FVilevski commented 5 years ago

@dominikfoldi Well.. lets vote with 3 votes then all of us, so they can see that this thing is really needed.

dominikfoldi commented 5 years ago

@FVilevski I have already done that! I recommend it for everyone else, too!

icelandgrecian commented 5 years ago

This is not helpful approach as it is at the moment and doesn´t sell CosmosDB well for developers. Very confusing that you have this helpful LINQ search provider, but have to add JSONProperty attributes on all the models to make then queryable, especially when the FeedOptions has a global JsonSerializerSettings property.

JordanMarr commented 5 years ago

Any updates on this issue? I'm on my 3rd day of Document DB stuff and lost lots of time on this bug.

JordanMarr commented 5 years ago

FWIW, my work around is slightly different.
I didn't want to put JsonProperty attributes on all my objects, so I just put it on my "Id" properties (otherwise it will add an addition "id" property and my PK checks fail) and let all other properties serialize to PascalCase.

    type Task = { 
        [<JsonProperty("id")>]
        Id: string
        Name: string 
    }

Pros:

Cons:

Liversage commented 5 years ago

@JordanMarr While I cannot speak on behalf of Microsoft I except that all development effort is focused on the v3 version of the SDK and I will be surprised if they fix this issue in the v2 SDK. As far as I can tell there is still no LINQ support in the current v3 preview version but the issue Support LINQ query generation has the tag Required for GA so I'm hoping for the best.

razlani commented 5 years ago

Yawn, this'd be solved pretty fast if they accepted pull requests on an open codebase..

github-usr-name commented 5 years ago

That'd imply embracing open-source workflows... one thing at a time! FWIW, although it's a bit of a PITA at first, I find using a "SQL" query preferable anyway because (1) you can set the capitalisation correctly, (2) you know exactly which bits are going to run where and (3) it avoids the overhead of the LINQ provider. Plenty of disadvantages too, not saying it's the right approach for all use-cases.

arramac commented 5 years ago

@Liversage , @JordanMarr , @razlani - we just added LINQ to SDK v3. Happy to accept PRs there.

Linq in V3 SDK https://github.com/Azure/azure-cosmos-dotnet-v3/pull/209 LINQ V3 Bug fixes https://github.com/Azure/azure-cosmos-dotnet-v3/issues/330

As to this specific topic, the debate we've had is if this change would require supporting all of JsonSerializerSettings (which would require significant work), or if we can support CamelCase in isolation. We're taking a look and will report back.

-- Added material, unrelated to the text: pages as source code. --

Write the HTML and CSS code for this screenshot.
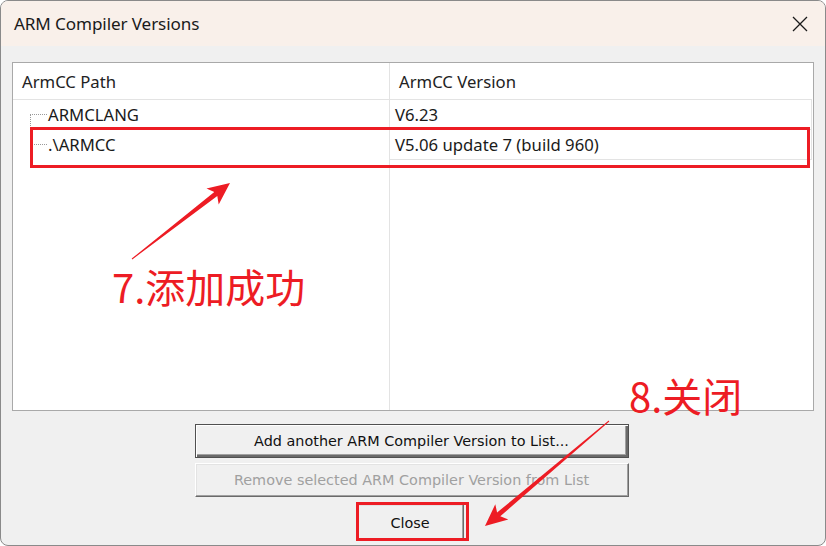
FILE: index.html
```html
<!DOCTYPE html>
<html>
<head>
<meta charset="utf-8">
<link rel="stylesheet" href="styles.css">
</head>
<body>
<div class="window">
  <div class="titlebar">
    <span class="title">ARM Compiler Versions</span>
    <svg class="close-x" width="16" height="16" viewBox="0 0 16 16"><path d="M1 1L15 15M15 1L1 15" stroke="#1a1a1a" stroke-width="1.3" fill="none"/></svg>
  </div>
  <div class="content">
    <div class="listbox">
      <div class="col col-path">
        <div class="hcell">ArmCC Path</div>
        <div class="tree">
          <div class="trow"><span class="branch"></span>ARMCLANG</div>
          <div class="trow"><span class="branch"></span>.\ARMCC</div>
        </div>
      </div>
      <div class="col col-ver">
        <div class="hcell">ArmCC Version</div>
        <div class="vrow">V6.23</div>
        <div class="vrow">V5.06 update 7 (build 960)</div>
      </div>
    </div>
    <div class="buttons">
      <button class="btn btn-default">Add another ARM Compiler Version to List...</button>
      <button class="btn btn-disabled">Remove selected ARM Compiler Version from List</button>
      <button class="btn btn-close">Close</button>
    </div>
  </div>

  <div class="mark mark-row"></div>
  <div class="mark mark-close"></div>
  <div class="note note-7">7.添加成功</div>
  <div class="note note-8">8.关闭</div>
  <svg class="arrows" width="826" height="546" viewBox="0 0 826 546">
    <polygon fill="#ed1c24" points="132.3,259.4 217.3,196.0 218.7,204.4 230,183 206.5,188.6 214.3,192.0 131.7,258.6"/>
    <polygon fill="#ed1c24" points="609.3,421.4 500.3,516.3 508.3,519.4 485,526 495.3,504.2 497.1,512.5 608.7,420.6"/>
  </svg>
</div>
</body>
</html>
```
FILE: styles.css
```css
* { box-sizing: border-box; }
html, body { margin: 0; padding: 0; background: #ffffff; }
body { width: 826px; height: 546px; overflow: hidden; }

.window {
  position: relative;
  width: 826px;
  height: 546px;
  border: 1px solid #8a8a8a;
  border-radius: 8px;
  overflow: hidden;
  background: #f0f0f0;
  display: flex;
  flex-direction: column;
  font-family: "Noto Sans", "Open Sans", sans-serif;
  color: #1a1a1a;
}

.titlebar {
  height: 45px;
  flex: none;
  background: #f9f0ea;
  display: flex;
  align-items: center;
  justify-content: space-between;
  padding: 0 17px 0 13px;
}
.title { font-size: 17.1px; letter-spacing: -0.1px; }
.close-x { display: block; }

.content {
  flex: 1;
  padding: 16px 11px 0 11px;
  display: flex;
  flex-direction: column;
}

.listbox {
  height: 349px;
  border: 1px solid #a9a9a9;
  background: #ffffff;
  display: flex;
  font-size: 16.7px;
}
.col { display: flex; flex-direction: column; }
.col-path { width: 377px; border-right: 1px solid #e3e3e3; }
.col-ver { flex: 1; padding-right: 1px; }

.hcell {
  height: 37px;
  flex: none;
  border-bottom: 1px solid #e3e3e3;
  display: flex;
  align-items: center;
  padding-left: 9px;
  padding-top: 1px;
  color: #222;
}

.tree { position: relative; padding-left: 35px; }
.tree::before {
  content: "";
  position: absolute;
  left: 17px;
  top: 14px;
  height: 30px;
  border-left: 1px dotted #9a9a9a;
}
.trow {
  height: 30px;
  display: flex;
  align-items: center;
  position: relative;
  padding-bottom: 1px;
}
.branch {
  position: absolute;
  left: -18px;
  top: 14px;
  width: 17px;
  border-top: 1px dotted #9a9a9a;
}

.vrow {
  height: 30px;
  border-bottom: 1px solid #e3e3e3;
  border-right: 1px solid #e3e3e3;
  display: flex;
  align-items: center;
  padding-left: 5px;
  padding-bottom: 1px;
}

.buttons {
  display: flex;
  flex-direction: column;
  align-items: center;
  padding-top: 13px;
  padding-right: 3px;
  gap: 5px;
}
.btn {
  font-family: "DejaVu Sans", "Liberation Sans", sans-serif;
  font-size: 14.4px;
  background: #f0f0f0;
  color: #111;
  padding: 0;
  margin: 0;
  border: 1px solid;
  border-color: #ffffff #6a6a6a #6a6a6a #ffffff;
  box-shadow: inset -1px -1px 0 #a0a0a0, inset 1px 1px 0 #e3e3e3;
  width: 434px;
  height: 34px;
}
.btn-default {
  border: 1px solid #505050;
  box-shadow: inset 1px 1px 0 #ffffff, inset -2px -2px 0 #6a6a6a, inset -3px -3px 0 #a0a0a0;
  height: 34px;
}
.btn-disabled { color: #a0a0a0; }
.btn-close { width: 107px; height: 36px; margin-top: 2px; margin-left: -3px; padding-top: 2px; }

.mark {
  position: absolute;
  border: 3px solid #ed1c24;
}
.mark-row { left: 29px; top: 126px; width: 780px; height: 41px; }
.mark-close { left: 355px; top: 501px; width: 113px; height: 39px; }

.note {
  position: absolute;
  color: #ed1c24;
  font-family: "Noto Sans CJK SC", "Noto Sans", sans-serif;
  font-size: 40px;
  line-height: 1;
  white-space: nowrap;
}
.note-7 { left: 111px; top: 265px; }
.note-8 { left: 628px; top: 374px; }

.arrows { position: absolute; left: -1px; top: -1px; pointer-events: none; }
```
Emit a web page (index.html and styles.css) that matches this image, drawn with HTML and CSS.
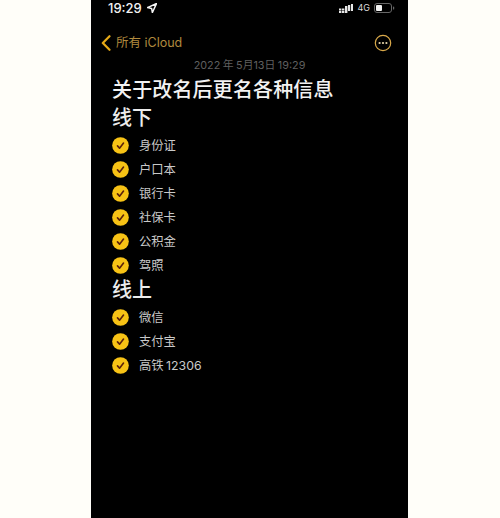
FILE: index.html
```html
<!DOCTYPE html>
<html lang="zh-CN">
<head>
<meta charset="utf-8">
<title>备忘录</title>
<link rel="stylesheet" href="styles.css">
</head>
<body>
<main class="phone">
  <header class="status">
    <div class="status-left">
      <span class="time">19:29</span>
      <svg class="loc" viewBox="0 0 10 10"><path d="M9.5 .5 L.5 4.6 L4.6 5.4 L5.4 9.5 Z" fill="none" stroke="#f4f4f4" stroke-width="1.5" stroke-linejoin="round"/></svg>
    </div>
    <div class="status-right">
      <svg class="signal" viewBox="0 0 14 9"><g fill="#e8e8e8"><rect x="0" y="4.5" width="2.4" height="2"/><rect x="0" y="7" width="2.4" height="2"/><rect x="3" y="4.5" width="2.4" height="2"/><rect x="3" y="7" width="2.4" height="2"/><rect x="6" y="2" width="2.4" height="7"/><rect x="9" y="1" width="2.2" height="6"/><rect x="12" y="0" width="2" height="7"/></g></svg>
      <span class="net">4G</span>
      <svg class="battery" viewBox="0 0 21 10"><rect x=".5" y=".5" width="17" height="9" rx="2.5" fill="none" stroke="#666" stroke-width="1"/><rect x="2" y="2" width="6" height="6" rx="1" fill="#f2f2f2"/><rect x="19" y="3.5" width="1.2" height="3" rx=".6" fill="#666"/></svg>
    </div>
  </header>
  <nav class="nav">
    <div class="back">
      <svg class="chevron" viewBox="0 0 10 16"><path d="M8.5 1.2 L1.8 8 L8.5 14.8" fill="none" stroke="#e6a917" stroke-width="2.2" stroke-linecap="round" stroke-linejoin="round"/></svg>
      <span>所有 iCloud</span>
    </div>
    <svg class="more" viewBox="0 0 18 18"><circle cx="9" cy="9" r="7.7" fill="none" stroke="#d9a94a" stroke-width="1.2"/><g fill="#e8d6aa"><circle cx="5.6" cy="9" r="1.1"/><circle cx="9" cy="9" r="1.1"/><circle cx="12.4" cy="9" r="1.1"/></g></svg>
  </nav>
  <p class="date">2022 年 5月13日 19:29</p>
  <article class="note">
    <h1>关于改名后更名各种信息</h1>
    <h2>线下</h2>
    <ul class="first">
      <li><svg class="check" viewBox="0 0 18 18"><circle cx="9" cy="9" r="8.8" fill="#f7c215"/><path d="M5.8 9.4 L8 11.8 L12.2 6.4" fill="none" stroke="#5a200c" stroke-width="1.7" stroke-linecap="round" stroke-linejoin="round"/></svg><span>身份证</span></li>
      <li><svg class="check" viewBox="0 0 18 18"><circle cx="9" cy="9" r="8.8" fill="#f7c215"/><path d="M5.8 9.4 L8 11.8 L12.2 6.4" fill="none" stroke="#5a200c" stroke-width="1.7" stroke-linecap="round" stroke-linejoin="round"/></svg><span>户口本</span></li>
      <li><svg class="check" viewBox="0 0 18 18"><circle cx="9" cy="9" r="8.8" fill="#f7c215"/><path d="M5.8 9.4 L8 11.8 L12.2 6.4" fill="none" stroke="#5a200c" stroke-width="1.7" stroke-linecap="round" stroke-linejoin="round"/></svg><span>银行卡</span></li>
      <li><svg class="check" viewBox="0 0 18 18"><circle cx="9" cy="9" r="8.8" fill="#f7c215"/><path d="M5.8 9.4 L8 11.8 L12.2 6.4" fill="none" stroke="#5a200c" stroke-width="1.7" stroke-linecap="round" stroke-linejoin="round"/></svg><span>社保卡</span></li>
      <li><svg class="check" viewBox="0 0 18 18"><circle cx="9" cy="9" r="8.8" fill="#f7c215"/><path d="M5.8 9.4 L8 11.8 L12.2 6.4" fill="none" stroke="#5a200c" stroke-width="1.7" stroke-linecap="round" stroke-linejoin="round"/></svg><span>公积金</span></li>
      <li><svg class="check" viewBox="0 0 18 18"><circle cx="9" cy="9" r="8.8" fill="#f7c215"/><path d="M5.8 9.4 L8 11.8 L12.2 6.4" fill="none" stroke="#5a200c" stroke-width="1.7" stroke-linecap="round" stroke-linejoin="round"/></svg><span>驾照</span></li>
    </ul>
    <h2 class="online">线上</h2>
    <ul>
      <li><svg class="check" viewBox="0 0 18 18"><circle cx="9" cy="9" r="8.8" fill="#f7c215"/><path d="M5.8 9.4 L8 11.8 L12.2 6.4" fill="none" stroke="#5a200c" stroke-width="1.7" stroke-linecap="round" stroke-linejoin="round"/></svg><span>微信</span></li>
      <li><svg class="check" viewBox="0 0 18 18"><circle cx="9" cy="9" r="8.8" fill="#f7c215"/><path d="M5.8 9.4 L8 11.8 L12.2 6.4" fill="none" stroke="#5a200c" stroke-width="1.7" stroke-linecap="round" stroke-linejoin="round"/></svg><span>支付宝</span></li>
      <li><svg class="check" viewBox="0 0 18 18"><circle cx="9" cy="9" r="8.8" fill="#f7c215"/><path d="M5.8 9.4 L8 11.8 L12.2 6.4" fill="none" stroke="#5a200c" stroke-width="1.7" stroke-linecap="round" stroke-linejoin="round"/></svg><span>高铁 12306</span></li>
    </ul>
  </article>
</main>
</body>
</html>
```
FILE: styles.css
```css
* { box-sizing: border-box; }
html, body { margin: 0; height: 100%; }
body {
  background: #fffef9;
  display: flex;
  justify-content: flex-start;
  padding-left: 91px;
  overflow: hidden;
  font-family: "Inter", "Noto Sans CJK SC", sans-serif;
}
.phone {
  width: 317px;
  height: 518px;
  background: #000;
  color: #e6e6e6;
  flex: none;
}
.status {
  height: 16px;
  padding: 0 13px 0 17px;
  display: flex;
  justify-content: space-between;
  align-items: center;
}
.status-left { display: flex; align-items: center; gap: 5px; }
.time { font-size: 13px; font-weight: 500; color: #f2f2f2; line-height: 16px; }
.loc { width: 10px; height: 10px; }
.status-right { display: flex; align-items: center; gap: 4px; }
.signal { width: 14px; height: 9px; }
.net { font-size: 9px; color: #dcdcdc; line-height: 16px; }
.battery { width: 21px; height: 10px; }
.nav {
  margin-top: 18px;
  height: 18px;
  padding: 0 16px 0 10px;
  display: flex;
  justify-content: space-between;
  align-items: center;
}
.back {
  display: flex;
  align-items: center;
  gap: 5px;
  font-size: 12.5px;
  color: #b08a3e;
  line-height: 18px;
}
.chevron { width: 10px; height: 16px; }
.more { width: 18px; height: 18px; }
.date {
  margin: 6px 0 0;
  font-size: 10.8px;
  word-spacing: -0.5px;
  line-height: 16px;
  color: #5f5f5f;
  text-align: center;
}
.note { padding: 0 21px; }
h1, h2 {
  margin: 0;
  font-size: 20px;
  font-weight: 500;
  color: #f2f2f2;
  line-height: 28px;
}
h1 { margin-top: 2px; letter-spacing: 0.15px; }
h2 { color: #ececec; }
.online { margin: -1px 0 1px; }
ul { list-style: none; margin: 0; padding: 0; }
.first { margin-top: 1px; }
li {
  height: 24px;
  display: flex;
  align-items: center;
  gap: 10px;
  font-size: 12.3px;
  word-spacing: -1px;
  color: #c9c9c9;
}
li span { padding-bottom: 1px; }
.check { width: 17px; height: 17px; flex: none; }
```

nhwilly commented 5 years ago

camelCase is the most widely used, I believe.

I am now matching client dtos against server dtos against models and then into CosmoDb on dozens of classes.

Everything is annotated because linq won't work.

A giant pita, fwiw.

sehcheese commented 5 years ago

@arramac What was the outcome of your discussion? Are camelCase serializer settings supported in SDK v3 right now?

nhwilly commented 5 years ago

At this point, I'm tempted to just name all my properties so they start with lower case and end the insanity of JSON attributes (and their typos) everywhere.

Anyone know why that won't bite me later?

j82w commented 5 years ago

@sehcheese and @nhwilly v3 SDK just merged support for CamelCase in Linq. There should be a release in the next few weeks with the change.

nhwilly commented 5 years ago

Ok, that's pretty exciting. Looking forward to deleting a large number of attributes on all my POCOs.